Antes de partir para Milán en 1986 para hacer las tesis de grado, la figura que encabezaba las preferencias entre nosotros era la de Mario Botta. Al poco tiempo de llegar, por una casualidad, Guillermo Crosetto, mi socio de andanzas, encontró un libro sobre la obra de un tal Luigi Snozzi. De ahí en más ocupó nuestro lugar de héroe.
También de la Suiza italiana pero, a diferencia de Botta, traslucía dos virtudes para aquel tiempo: sus proyectos estaban más cerca de Le Corbusier que de Aldo Rossi y, por otra parte, tenían una mirada territorial, urbana y social que, seguramente no entendí en un primer momento.
Ya finalizando mi tesis, tuve la oportunidad de entrevistarlo con intenciones de trabajar en su estudio de Locarno.
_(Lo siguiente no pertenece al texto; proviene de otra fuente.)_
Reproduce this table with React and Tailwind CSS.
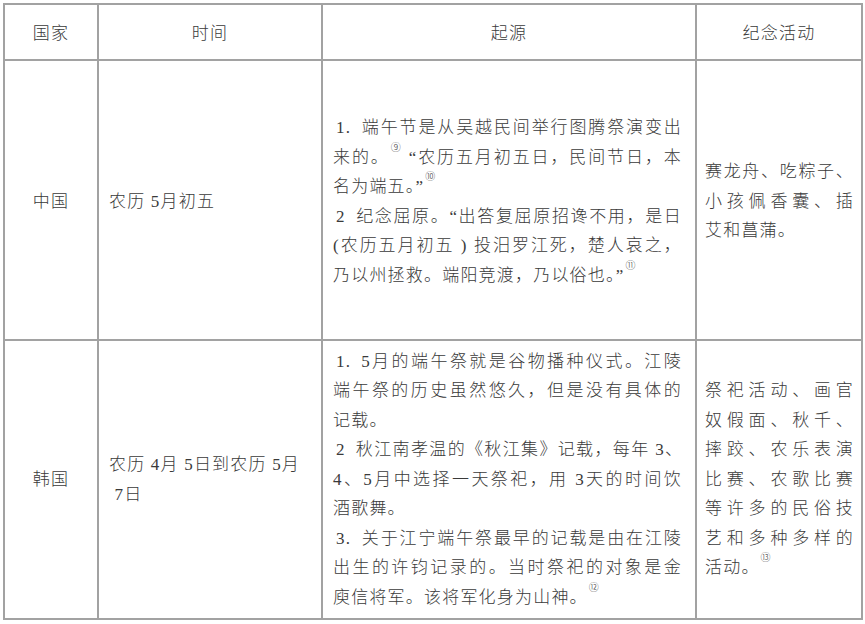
const ORIGIN_CN = [
    { n: "1.", t: "端午节是从吴越民间举行图腾祭演变出", j: true },
    { t: "来的。", sup: "⑨", rest: " “农历五月初五日，民间节日，本", j: true },
    { t: "名为端五。”", sup: "⑩" },
    { n: "2", t: "纪念屈原。“出答复屈原招谗不用，是日", j: true },
    { t: "(农历五月初五 ) 投汨罗江死，楚人哀之，", j: true },
    { t: "乃以州拯救。端阳竞渡，乃以俗也。”", sup: "⑪" },
];

const ORIGIN_KR = [
    { n: "1.", t: "5月的端午祭就是谷物播种仪式。江陵", j: true },
    { t: "端午祭的历史虽然悠久，但是没有具体的", j: true },
    { t: "记载。" },
    { n: "2", t: "秋江南孝温的《秋江集》记载，每年 3、", j: true, tight: true },
    { t: "4、5月中选择一天祭祀，用 3天的时间饮", j: true },
    { t: "酒歌舞。" },
    { n: "3.", t: "关于江宁端午祭最早的记载是由在江陵", j: true },
    { t: "出生的许钧记录的。当时祭祀的对象是金", j: true },
    { t: "庾信将军。该将军化身为山神。", sup: "⑫" },
];

const EVENTS_CN = [
    { t: "赛龙舟、吃粽子、", j: true },
    { t: "小孩佩香囊、插", j: true },
    { t: "艾和菖蒲。" },
];

const EVENTS_KR = [
    { t: "祭祀活动、画官", j: true },
    { t: "奴假面、秋千、", j: true },
    { t: "摔跤、农乐表演", j: true },
    { t: "比赛、农歌比赛", j: true },
    { t: "等许多的民俗技", j: true },
    { t: "艺和多种多样的", j: true },
    { t: "活动。", sup: "⑬" },
];

function Lines({ lines }) {
    return (
        <div className="leading-[29.5px]">
            {lines.map((l, i) => (
                <div
                    key={i}
                    className={`${l.j ? "text-justify [text-align-last:justify]" : "text-left"} ${l.tight ? "whitespace-nowrap tracking-normal" : ""}`}
                >
                    {l.n ? <span className="mr-[10px] pl-[3px]">{l.n}</span> : null}
                    {l.t}
                    {l.sup ? <sup className="ml-[1px] text-[10px] align-[7px]">{l.sup}</sup> : null}
                    {l.rest}
                </div>
            ))}
        </div>
    );
}

const cell = "border-2 border-[#a2a2a2] align-middle";

export default function App() {
    return (
        <div
            lang="zh-CN"
            className="min-h-[624px] bg-white pl-[3px] pt-[3px] font-['Liberation_Serif','Noto_Sans_CJK_SC',serif] text-[17px] font-light tracking-[1.2px] text-[#3a3a3a]"
        >
            <table className="w-[858px] table-fixed border-collapse">
                <colgroup>
                    <col className="w-[94px]" />
                    <col className="w-[224px]" />
                    <col className="w-[374px]" />
                    <col className="w-[166px]" />
                </colgroup>
                <thead>
                    <tr className="h-[56px]">
                        <th className={`${cell} pt-[3px] text-center font-light`}>国家</th>
                        <th className={`${cell} pt-[3px] text-center font-light`}>时间</th>
                        <th className={`${cell} pt-[3px] text-center font-light`}>起源</th>
                        <th className={`${cell} pt-[3px] text-center font-light`}>纪念活动</th>
                    </tr>
                </thead>
                <tbody>
                    <tr className="h-[280px]">
                        <td className={`${cell} pt-[3px] text-center`}>中国</td>
                        <td className={`${cell} pl-[10px] pr-2 pt-[3px]`}>农历 5月初五</td>
                        <td className={`${cell} pl-[10px] pr-[13px] pt-[3px]`}>
                            <Lines lines={ORIGIN_CN} />
                        </td>
                        <td className={`${cell} pl-[8px] pr-[7px] pt-[3px]`}>
                            <Lines lines={EVENTS_CN} />
                        </td>
                    </tr>
                    <tr className="h-[279px]">
                        <td className={`${cell} text-center`}>韩国</td>
                        <td className={`${cell} pl-[10px] pr-2 leading-[29.5px]`}>
                            农历 4月 5日到农历 5月
                            <br />
                            &nbsp;7日
                        </td>
                        <td className={`${cell} pl-[10px] pr-[13px]`}>
                            <Lines lines={ORIGIN_KR} />
                        </td>
                        <td className={`${cell} pl-[8px] pr-[7px]`}>
                            <Lines lines={EVENTS_KR} />
                        </td>
                    </tr>
                </tbody>
            </table>
        </div>
    );
}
Lo visité en la escuela de arquitectura de Laussanne donde compartía cátedra con Walter Noebel que auspició de intermediario. Luego, la negación de visa de trabajo en Suiza se encargó de cambiar mi destino.
Notas:
Recuerdo que en la oportunidad de conocerlo me comentó sobre el proyecto de concurso que había perdido en Rotterdam: el NAI (Netherlands Architecture Institute) a manos de Jo Coenen. Cuando varios años después pude conocer el edificio, lo lamenté todavía más.
En aquel primer libro de mediados de los ‘80 figuraban ya algunos aforismos del propio Snozzi que volví a encontrar en distintas oportunidades y que mantienen su absoluta frescura y sabiduría, como por ejemplo: “cuánto dispendio de energía, cuánto esfuerzo por ventilar, calefaccionar, iluminar… cuando basta una ventana”.